The Streetcar That Wasn't episode does bring up a few other points:
- Now is the time to talk dramatic expansion of the bus system in Burque. For example...our little 53 route in the South Valley still only runs every 40 minutes. As it turns out, that means I miss by one minute the 11 connector going from Alvarado to my workplace. I know I'm not alone with these frustrations. We need more buses and bus routes on ABQ Ride.
- We need to expand bus service to later times throughout the system.
- I did a bit of checking and it looks to me that the ABQ Ride budget for 2006 was something like $33 million (sorry, it's a PDF). I know it's not Streetcar-sexy, but for much less than Streetcar-sexy costs we can get more buses and bus routes on ABQ Ride.
- Of course, we will need more carbon emission reducing buses like the RapidRide. What's the point of buses if ridership is small due to ride times and the bus carbon emissions are 15 times that of an individual car?
Of course these points are a small calving iceberg on the melting ice shelf that is Burque transportation. I agree that much "task force" style work needs to go into making a long-range transportation plan. The thing is, I see record of such planning already having been done by
entities like the Rapid Transit Project. It certainly sounds like Mayor Chavez and Councilor Martin Heinrich are throwing around the "task force" study as little more than a political life preserver to the Streetcar, when they could have politically defended the Project using studies already done on the
Streetcar itself (including the little expensive "artist rendering" drawings we mass transit junkies have seen on the ABQ Ride webpage for years now).
Large-scale public works/infrastructure projects are not for the politically squeamish. Looking around the country, one sees hugely expensive ideas bravely (and perhaps in some cases also stupidly) undertaken. I'm thinking of the "Big Dig" in Boston here, or the $3-4 billion rebuild of the Alaskan Way Viaduct in Seattle that I've been following as a former Emerald City resident.

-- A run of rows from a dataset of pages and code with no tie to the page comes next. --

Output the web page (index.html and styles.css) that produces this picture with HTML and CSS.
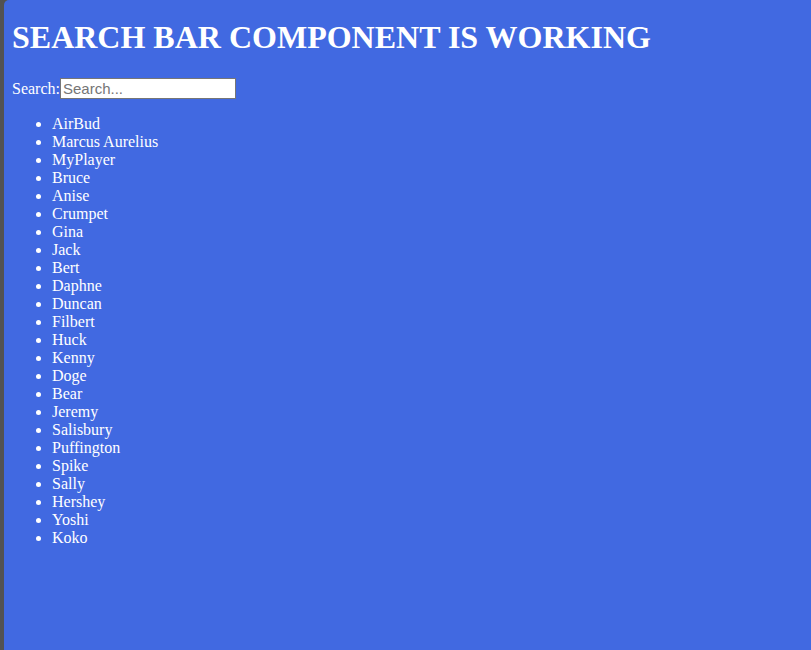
FILE: index.html
```html
<!DOCTYPE html>
<html lang="en">
<head>
<meta charset="utf-8">
<title>Search Bar</title>
<link rel="stylesheet" href="styles.css">
</head>
<body>
<div class="app">
  <h1 class="title">SEARCH BAR COMPONENT IS WORKING</h1>
  <div class="search-row"><label class="search-label" for="q">Search:</label><input id="q" class="search-input" type="text" placeholder="Search..."></div>
  <ul class="name-list">
    <li>AirBud</li>
    <li>Marcus Aurelius</li>
    <li>MyPlayer</li>
    <li>Bruce</li>
    <li>Anise</li>
    <li>Crumpet</li>
    <li>Gina</li>
    <li>Jack</li>
    <li>Bert</li>
    <li>Daphne</li>
    <li>Duncan</li>
    <li>Filbert</li>
    <li>Huck</li>
    <li>Kenny</li>
    <li>Doge</li>
    <li>Bear</li>
    <li>Jeremy</li>
    <li>Salisbury</li>
    <li>Puffington</li>
    <li>Spike</li>
    <li>Sally</li>
    <li>Hershey</li>
    <li>Yoshi</li>
    <li>Koko</li>
  </ul>
</div>
</body>
</html>
```

FILE: styles.css
```css
html {
  background: #525252;
  height: 100%;
}
body {
  margin: 0 0 0 4px;
  min-height: 100%;
  background: #4169e1;
  border-top-left-radius: 5px;
  font-family: "Liberation Serif", "Times New Roman", serif;
  font-size: 16px;
  color: #ffffff;
  overflow: hidden;
}
.app {
  display: flow-root;
  padding: 0 8px;
}
.title {
  font-size: 32px;
  font-weight: bold;
  margin: 19px 0 22px;
}
.search-row {
  line-height: 18px;
}
.search-label {
  color: #ffffff;
}
.search-input {
  box-sizing: border-box;
  font-family: "Liberation Sans", Arial, sans-serif;
  font-size: 15px;
  width: 176px;
  height: 21px;
  padding: 1px 2px;
  border: 1px solid #767676;
  background: #ffffff;
  color: #000;
  vertical-align: baseline;
}
.search-input::placeholder {
  color: #757575;
}
.name-list {
  margin: 16px 0;
  padding-left: 40px;
  line-height: 18px;
}
```
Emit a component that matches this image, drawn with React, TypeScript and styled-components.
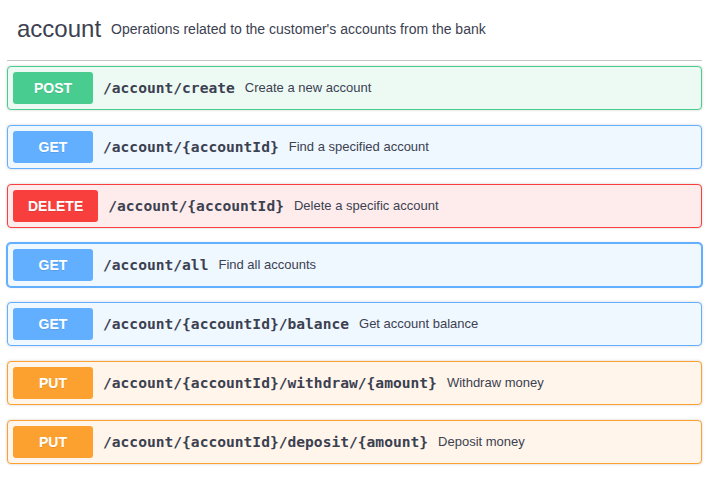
import React from "react";
import styled, { createGlobalStyle } from "styled-components";

const Global = createGlobalStyle`
  html, body { margin: 0; padding: 0; background: #ffffff; }
  body { font-family: "Liberation Sans", Arial, sans-serif; color: #3b4151; }
`;

type Method = "post" | "get" | "delete" | "put";

const palette: Record<Method, { main: string; bg: string }> = {
  post: { main: "#49cc90", bg: "#edfaf4" },
  get: { main: "#61affe", bg: "#eff7ff" },
  delete: { main: "#f93e3e", bg: "#feecec" },
  put: { main: "#fca130", bg: "#fff5ea" },
};

const Page = styled.div`
  padding: 0 17px 0 7px;
`;

const TagHeader = styled.h3`
  display: flex;
  align-items: center;
  box-sizing: border-box;
  height: 61px;
  margin: 0 0 5px;
  padding: 0 20px 3px 10px;
  border-bottom: 1px solid rgba(59, 65, 81, 0.3);
  font-weight: 400;
`;

const TagName = styled.span`
  font-size: 24px;
  color: #3b4151;
`;

const TagDesc = styled.small`
  flex: 1;
  padding: 0 10px;
  font-size: 14px;
  color: #3b4151;
`;

const Block = styled.div<{ $m: Method; $focus?: boolean }>`
  display: flex;
  align-items: center;
  box-sizing: border-box;
  height: 44px;
  margin: 0 0 15px;
  padding: 5px;
  border: 1px solid ${(p) => palette[p.$m].main};
  border-radius: 4px;
  background: ${(p) => palette[p.$m].bg};
  box-shadow: ${(p) =>
    p.$focus
      ? `0 0 0 1px ${palette[p.$m].main}, 0 0 3px rgba(0,0,0,0.19)`
      : "0 0 3px rgba(0,0,0,0.19)"};
`;

const Badge = styled.span<{ $m: Method }>`
  box-sizing: border-box;
  min-width: 80px;
  height: 32px;
  padding: 0 15px;
  display: flex;
  align-items: center;
  justify-content: center;
  border-radius: 3px;
  background: ${(p) => palette[p.$m].main};
  color: #ffffff;
  font-size: 14px;
  font-weight: 700;
  text-shadow: 0 1px 0 rgba(0, 0, 0, 0.1);
`;

const Path = styled.span`
  padding: 0 10px;
  margin-bottom: 2px;
  font-family: "DejaVu Sans Mono", monospace;
  font-size: 14.6px;
  font-weight: 700;
  color: #3b4151;
  white-space: nowrap;
`;

const Desc = styled.span`
  flex: 1;
  margin-bottom: 2px;
  font-size: 13px;
  color: #3b4151;
`;

const ops: { m: Method; path: string; desc: string; focus?: boolean }[] = [
  { m: "post", path: "/account/create", desc: "Create a new account" },
  { m: "get", path: "/account/{accountId}", desc: "Find a specified account" },
  { m: "delete", path: "/account/{accountId}", desc: "Delete a specific account" },
  { m: "get", path: "/account/all", desc: "Find all accounts", focus: true },
  { m: "get", path: "/account/{accountId}/balance", desc: "Get account balance" },
  { m: "put", path: "/account/{accountId}/withdraw/{amount}", desc: "Withdraw money" },
  { m: "put", path: "/account/{accountId}/deposit/{amount}", desc: "Deposit money" },
];

export default function App() {
  return (
    <Page>
      <Global />
      <TagHeader>
        <TagName>account</TagName>
        <TagDesc>Operations related to the customer's accounts from the bank</TagDesc>
      </TagHeader>
      {ops.map((o, i) => (
        <Block key={i} $m={o.m} $focus={o.focus}>
          <Badge $m={o.m}>{o.m.toUpperCase()}</Badge>
          <Path>{o.path}</Path>
          <Desc>{o.desc}</Desc>
        </Block>
      ))}
    </Page>
  );
}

We could and should debate whether these projects are good ideas, but I bring them up to illustrate how far Burque mentally is from both stomaching such costs/projects and having the political leadership to help the citizenry mentally stomach them. We are so, so far away...instead let's go blow a few hundred thousand bucks on some more "task force studies". I'm really looking forward to the pretty "artist renderings" this time.
P.S.: We're still waiting for our Rail Runner stop here in the South Valley. A spurt of Journal/Trib stories last week indicated a newly estimated April opening for the stop. I know..I know, April of what year? No...it's supposedly April, 2007. It said so in the paper. I'll just stop right there, the joke possibilities are so immense I'll just leave them to you, Burque Babble reader to rattle off at your leisure.P.P.S.: Mayor Marty's last blog entry is from June 22, 2006. I think we have to list this as another ALMOST ACCOMPLISHMENT of the Chavez Administration at this point. Of course, operating a blog is the quintessential major public works project. It's hard work...I should know. Tough, tough work. Not for the squeamish, political or otherwise. You don't have to tell me how hard it is. (/snark).